Radierungen wie Malereien angefertigt

"Viele Motive kennt man natürlich aus den Malereien, aber es sind rohere, unmittelbarere Fassungen dieser Motive, zum Beispiel bei seiner Mutter, die hat er sehr häufig porträtiert", sagte Probst im Deutschlandfunk Kultur. "Da sind diese Linien fast wie ein Gitterwerk, wie ein Netzwerk, wie Strahlen, die das ganze Gesicht überwölben und manchmal fast unkenntlich machen und daraus bildet sich dann aber doch diese Struktur dieses Gesichts. Das ist eine ganz eigene Intensivierung noch mal seiner Art, sich Personen anzueignen."
Bemerkenswert sei auch, dass Freud seine Radierungen wie Malereien angefertigt habe, "nämlich auf der Staffelei vor dem lebenden Modell", betont unser Kunstkritiker. "Ich glaube, in dieser Hinsicht wirken dieser Radierungen nochmal roher, nochmal wie eine Fokussierung.

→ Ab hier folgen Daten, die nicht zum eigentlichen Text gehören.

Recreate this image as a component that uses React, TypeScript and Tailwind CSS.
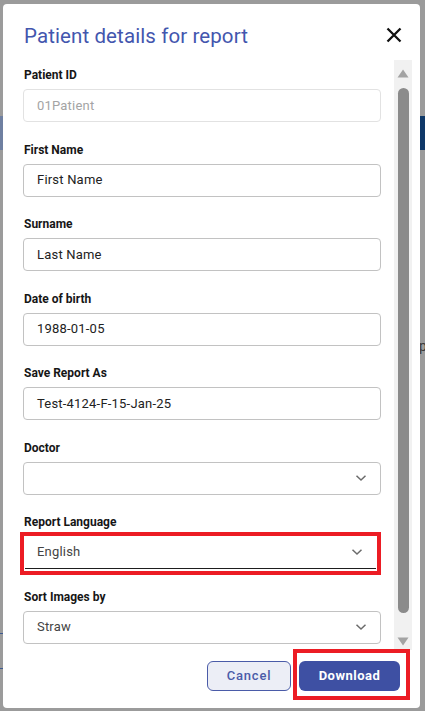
import React from "react";

const font = { fontFamily: "Roboto, 'Liberation Sans', Arial, sans-serif" };

function Chevron() {
  return (
    <svg width="12" height="8" viewBox="0 0 12 8" className="shrink-0">
      <path d="M1.5 1.8 L6 6 L10.5 1.8" fill="none" stroke="#6b6b6b" strokeWidth="1.5" />
    </svg>
  );
}

function Label({ children }: { children: React.ReactNode }) {
  return <div className="text-[12px] leading-[14px] font-bold text-[#161616] pl-[1px]">{children}</div>;
}

function TextField({ label, value, disabled }: { label: string; value: string; disabled?: boolean }) {
  return (
    <div className="flex flex-col">
      <Label>{label}</Label>
      <div
        className={
          "mt-[7px] h-[33px] rounded-[4px] border flex items-center pl-[13px] text-[13px] tracking-[0.2px] " +
          (disabled ? "border-[#e2e2e2] text-[#a4a4a4]" : "border-[#c2c2c2] text-[#222222]")
        }
      >
        {value}
      </div>
    </div>
  );
}

function SelectField({ label, value }: { label: string; value: string }) {
  return (
    <div className="flex flex-col">
      <Label>{label}</Label>
      <div className="mt-[7px] h-[33px] rounded-[4px] border border-[#c2c2c2] flex items-center justify-between pl-[13px] pr-[13px] text-[13px] tracking-[0.2px] text-[#444444]">
        <span>{value}</span>
        <Chevron />
      </div>
    </div>
  );
}

function UnderlineSelect({ label, value }: { label: string; value: string }) {
  return (
    <div className="flex flex-col">
      <Label>{label}</Label>
      <div className="mt-[7px] h-[33px] flex items-center justify-between pl-[12px] pr-[13px] text-[13px] tracking-[0.2px] text-[#444444] border-b-[1.5px] border-[#1e1e1e] ml-[2px] mr-[5px]">
        <span>{value}</span>
        <Chevron />
      </div>
    </div>
  );
}

export default function App() {
  return (
    <div className="relative w-[425px] h-[711px] overflow-hidden bg-[#9b9b9b]" style={font}>
      {/* dimmed page behind */}
      <div className="absolute left-0 top-[116px] w-[425px] h-[34px] bg-[#0f3868]" />
      <div className="absolute left-0 top-[116px] w-[4px] h-[34px] bg-[#6f80a1]" />
      <div className="absolute left-0 top-[633px] w-[4px] h-[1px] bg-[#3d5a90]" />
      <div className="absolute left-0 top-[668px] w-[4px] h-[1px] bg-[#3d5a90]" />
      <div className="absolute left-[419px] top-[336px] text-[14px] text-[#3a3a3a]">p</div>

      <div className="relative pl-[3px] pt-[4px]">
        <div className="w-[416.5px] h-[704px] bg-white rounded-[4px] flex flex-col">
          {/* header */}
          <div className="h-[56px] flex items-center justify-between pl-[21px] pr-[18px] pt-[7px]">
            <div className="text-[20.5px] leading-[24px] text-[#4356ae] tracking-[0.1px]">Patient details for report</div>
            <svg width="16" height="16" viewBox="0 0 16 16" className="-mt-[2px]">
              <path d="M1.5 1.5 L14.5 14.5 M14.5 1.5 L1.5 14.5" stroke="#111" strokeWidth="2.3" />
            </svg>
          </div>

          {/* body */}
          <div className="h-[590px] flex">
            <div className="w-[378px] pl-[20px] pt-[8px] flex flex-col gap-[20.5px]">
              <TextField label="Patient ID" value="01Patient" disabled />
              <TextField label="First Name" value="First Name" />
              <TextField label="Surname" value="Last Name" />
              <TextField label="Date of birth" value="1988-01-05" />
              <TextField label="Save Report As" value="Test-4124-F-15-Jan-25" />
              <SelectField label="Doctor" value="" />
              <UnderlineSelect label="Report Language" value="English" />
              <SelectField label="Sort Images by" value="Straw" />
            </div>
            <div className="ml-[13px] w-[18px] bg-[#f1f1f1] flex flex-col items-center pt-[9px] pb-[4px]">
              <svg width="12" height="9" viewBox="0 0 12 9">
                <path d="M6 0.5 L11.5 8.5 L0.5 8.5 Z" fill="#a3a3a3" />
              </svg>
              <div className="mt-[10px] w-[11px] h-[525px] rounded-full bg-[#8b8b8b]" />
              <div className="flex-1" />
              <svg width="12" height="9" viewBox="0 0 12 9">
                <path d="M0.5 0.5 L11.5 0.5 L6 8.5 Z" fill="#a3a3a3" />
              </svg>
            </div>
          </div>

          {/* footer */}
          <div className="flex justify-end gap-[8px] pt-[11px] pr-[19.5px]">
            <button className="w-[84px] h-[30px] rounded-[6px] border border-[#4a5ba8] bg-[#eceef6] text-[#4a5ba8] text-[13px] font-medium tracking-[0.8px]">
              Cancel
            </button>
            <button className="w-[101px] h-[30px] rounded-[6px] bg-[#3e50a3] text-white text-[13px] font-bold tracking-[0.5px]">
              Download
            </button>
          </div>
        </div>
      </div>

      {/* annotation boxes */}
      <div className="absolute left-[20px] top-[532px] w-[361px] h-[43px] border-[4.5px] border-[#ec1c24]" />
      <div className="absolute left-[293px] top-[649px] w-[117px] h-[51px] border-[4.5px] border-[#ec1c24]" />
    </div>
  );
}
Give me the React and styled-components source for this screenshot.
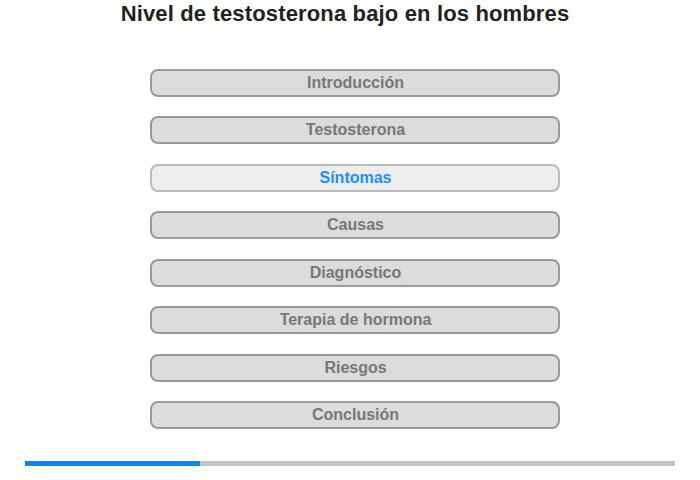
import React from "react";
import styled, { createGlobalStyle } from "styled-components";

const Global = createGlobalStyle`
  html, body { margin: 0; padding: 0; background: #fff; }
  body { font-family: "Liberation Sans", Arial, sans-serif; }
`;

const Page = styled.div`
  width: 700px;
  height: 480px;
  display: flex;
  flex-direction: column;
  align-items: center;
`;

const Title = styled.h1`
  margin: 1px 0 0 -10px;
  font-size: 22px;
  line-height: 26px;
  font-weight: bold;
  color: #222;
  letter-spacing: 0.15px;
`;

const Menu = styled.nav`
  margin: 42px 0 0 10px;
  display: flex;
  flex-direction: column;
  gap: 19.45px;
`;

const Item = styled.div`
  box-sizing: border-box;
  width: 410px;
  height: 28px;
  border: 2px solid ${(p) => (p.$active ? "#bbb" : "#999")};
  border-radius: 8px;
  background: ${(p) => (p.$active ? "#ededed" : "#dcdcdc")};
  color: ${(p) => (p.$active ? "#1e90ff" : "#777")};
  font-size: 16px;
  font-weight: bold;
  display: flex;
  align-items: center;
  justify-content: center;
  padding-left: 1px;
`;

const Track = styled.div`
  margin-top: 32px;
  width: 650px;
  height: 5px;
  background: #c4c4c4;
  display: flex;
`;

const Fill = styled.div`
  height: 100%;
  background: #0088ff;
`;

const items = [
  "Introducción",
  "Testosterona",
  "Síntomas",
  "Causas",
  "Diagnóstico",
  "Terapia de hormona",
  "Riesgos",
  "Conclusión",
];

export default function App() {
  return (
    <>
      <Global />
      <Page>
        <Title>Nivel de testosterona bajo en los hombres</Title>
        <Menu>
          {items.map((t, i) => (
            <Item key={t} $active={i === 2}>
              {t}
            </Item>
          ))}
        </Menu>
        <Track>
          <Fill style={{ width: "175px" }} />
        </Track>
      </Page>
    </>
  );
}
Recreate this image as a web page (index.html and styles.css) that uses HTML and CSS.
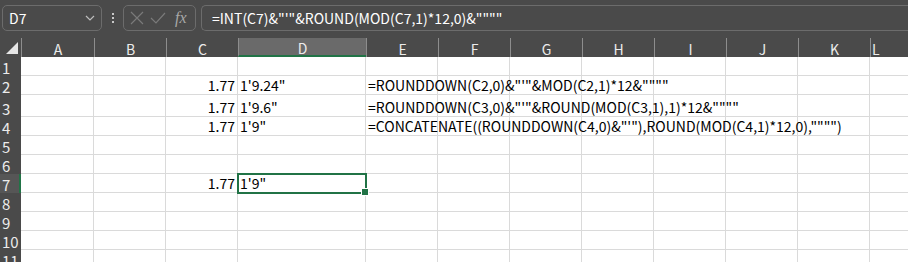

Sie zwingen eigentlich den Betrachter nochmal zu einer unmittelbaren Herausforderung, weil er diese Linien alle nachvollziehen muss, diese Körper neu zusammensetzen muss."
Die Werke Freuds, die vom 22.7. - 22.10. 2017 in der Ausstellung "Closer" im Berliner Martin-Gropius-Bau zu sehen sind, stammen aus der UBS Art Collection, eine der größten Firmensammlungen für Gegenwartskunst.